Therein lies the fatal crack in the altar of authenticity. For all the relentless skepticism in Reality Hunger, for all the questioning of notions of truth inherent in Shields's thesis and Hegemann's provocations, their ideas invoke a fierce conviction in their own veracity -- a conviction that gives the lie to the pervasiveness of the ambiguity they describe with such unrelenting -- well, certainty.
Shields rallies his readers towards a self-absorbed creativity of the self, a self-referentialism akin to an always-on confession from Jean-Jacques Rousseau:
"Every documentary film, even -- especially -- the least self-referential, demonstrates in its every frame that an artist's chief material is himself."
"Every sound we make is of autobiography."
"So no more masters, no more masterpieces. What I want (instead of God the novelist) is self-portrait in a convex mirror."
Andrew Potter explains Shields's autobiographical ideology in terms of what he calls Harold Bloom's "quasi-oedipal phenomenon." Giving the example of a scene from the movie The Squid and the Whale, Potter cites an untalented musician in the film who, when confronted with having claimed a Pink Floyd song as his own, argues that he has a right to the song because it expressed his "deepest feelings and creative impulses." It's our inability to "escape our influences" Potter suggests, which explains why plagiarism has become, ironically enough, a seemingly authentic form of self-expression.

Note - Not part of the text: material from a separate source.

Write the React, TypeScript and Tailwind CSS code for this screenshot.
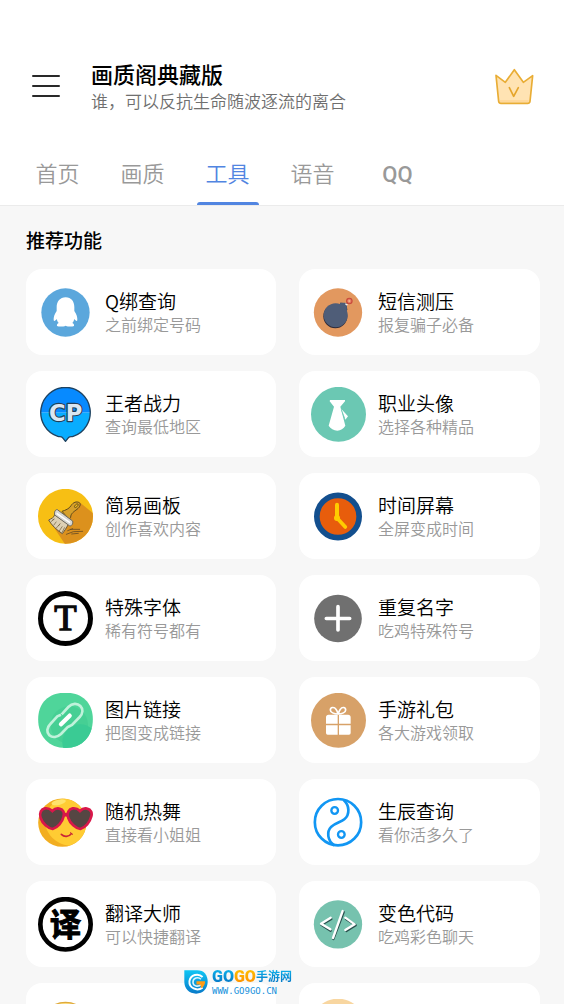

But, as Potter would remind us, this is actually cant. The truth about the nonconformist orthodoxy peddled by talented writers like David Shields and Helene Hegemann is that it actually drives us deeper into ourselves, thereby isolating us from one another. Rather than a radical subversion of tradition, the doubt they champion is not a hunger for reality, but a hunger for their own reflection in every window looking out upon the world.